Health care isn’t the problem
Forgive me if my examples come from Minnesota – it’s the place I know the best.
In a country with the Mayo Clinic, great public hospitals that can handle everything from traumas to diabetes such as the Hennepin County Medical Center, top-flight academic facilites such as the University of Minnesota Medical School training doctors, and innovative clinics such as the
Twin Cities Spine Center, where practitioners work tirelessly to deliver the best possible service to every patient that comes through their doors, our problem isn’t health care.
As Minnesota’s largest safety net hospital, Hennepin County Medical Center (HCMC), is a nationally recognized level 1 trauma center, a statewide resource, but they’re facing layoffs and budget cuts. HCMC lost $7 million in state funding last year due to a reduction in rates of payment for care and rebasing delays approved during the 2008 legislative session.

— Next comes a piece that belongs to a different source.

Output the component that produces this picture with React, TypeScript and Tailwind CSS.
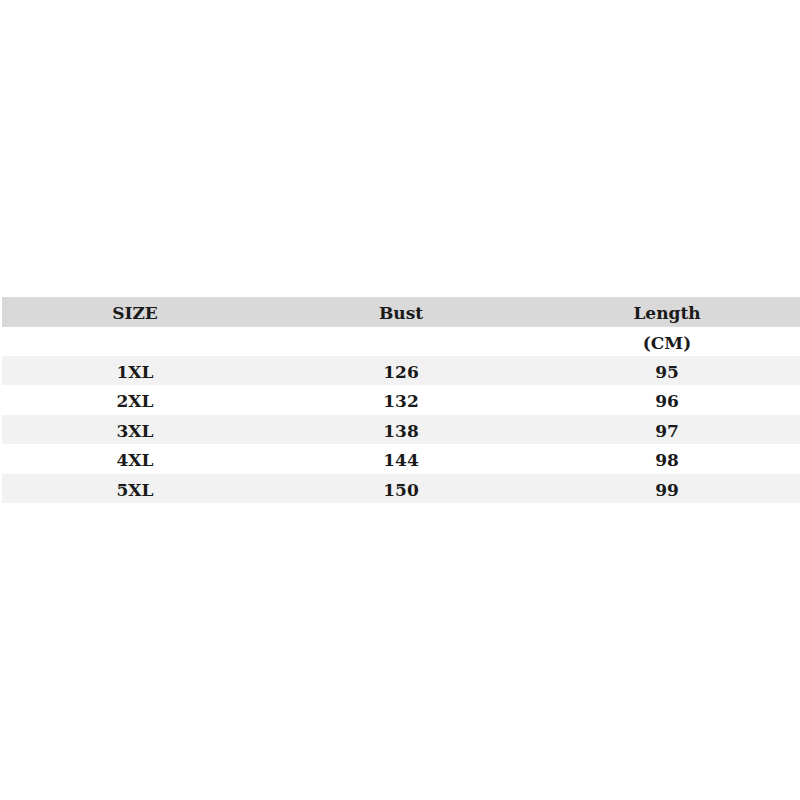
const rows = [
  { size: "1XL", bust: "126", length: "95" },
  { size: "2XL", bust: "132", length: "96" },
  { size: "3XL", bust: "138", length: "97" },
  { size: "4XL", bust: "144", length: "98" },
  { size: "5XL", bust: "150", length: "99" },
];

const App = () => {
  return (
    <div
      className="w-full h-[800px] bg-white flex items-center pl-[2px] text-[#1a1a1a] font-bold text-[17px]"
      style={{ fontFamily: '"DejaVu Serif", "Liberation Serif", serif' }}
    >
      <div className="w-full">
        {/* header */}
        <div className="grid grid-cols-3 h-[29.5px] pt-[4px] bg-[#d9d9d9] items-center text-center">
          <span>SIZE</span>
          <span>Bust</span>
          <span>Length</span>
        </div>
        <div className="grid grid-cols-3 h-[29.5px] pt-[4px] items-center text-center">
          <span></span>
          <span></span>
          <span>(CM)</span>
        </div>
        {rows.map((r, i) => (
          <div
            key={r.size}
            className={`grid grid-cols-3 h-[29.4px] pt-[4px] items-center text-center ${i % 2 === 0 ? "bg-[#f2f2f2]" : "bg-white"}`}
          >
            <span>{r.size}</span>
            <span>{r.bust}</span>
            <span>{r.length}</span>
          </div>
        ))}
      </div>
    </div>
  );
};

export default App;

Minnesota Governor Tim Pawlenty’s “unallotment” in December resulted in the loss of another $12 million in state funding. The result: elimination of 75 to 100 full-time equivalent positions by the end of June and the decision that all managers, administrators, and supervisors must take two days off without pay in 2009. The problem isn’t health care, it’s finding leadership willing to address the outrageously high costs when so much of the money goes to non-medical expenses.

Our challenge is insuring that everybody in this country has access to quality health care, including the physicians of their choice, when they need it at a price they can afford. Our health insurance industry is broken. It’s unsustainable for businesses to pay for spiraling costs that have increased at triple the rate of inflation for 30 years, and if businesses can’t afford it neither can private individuals.
Presently, 31% of health care premiums end up paying for administrative overhead – costs include advertising, exorbitant CEO salaries, and expensive lobbyists working to insure Congress leaves the insurance industry profits alone.
You may argue that a public insurance system competes with private
industry to their detriment – but I think it’s very telling that CEOs earning tens of millions of dollars per year fear competition. Isn’t competition what our free market is all about?
Competition is supposed to bring prices down, that’s precisely the reason capitalism works. Part of the problem is there’s no real competition going on when you don’t have real choices obtaining health care, and changing jobs may bankrupt you because your new coverage won’t deal with a “pre-existing condition.” A lot of the cost-control problem is there’s presently no incentive for
big insurance companies to manage the costs of health care, only their costs of operation – which they do by insuring the healthiest, and denying and/or changing coverage whimsically when bureaucrats decide to countermand decisions made by highly trained medical professionals.
“…what we’ve seen is that the private healthcare insurers do not know how to deliver an efficient way.”
World Bank Chief Economist, Joseph Stiglitz
Access to quality, affordable health insurance regardless of pre-existing conditions is a must in the 21st century. Industry has worked only for their own profit, exactly what any private business is supposed to do. It’s time for our leaders to step in and set up a system that shows private industry how to deliver modern treatment with acceptable, reasonable overhead margins – even if insurers have to compete in a free market fashion to do so.
Tell your elected representatives in Washington to put our interests in front of special interests.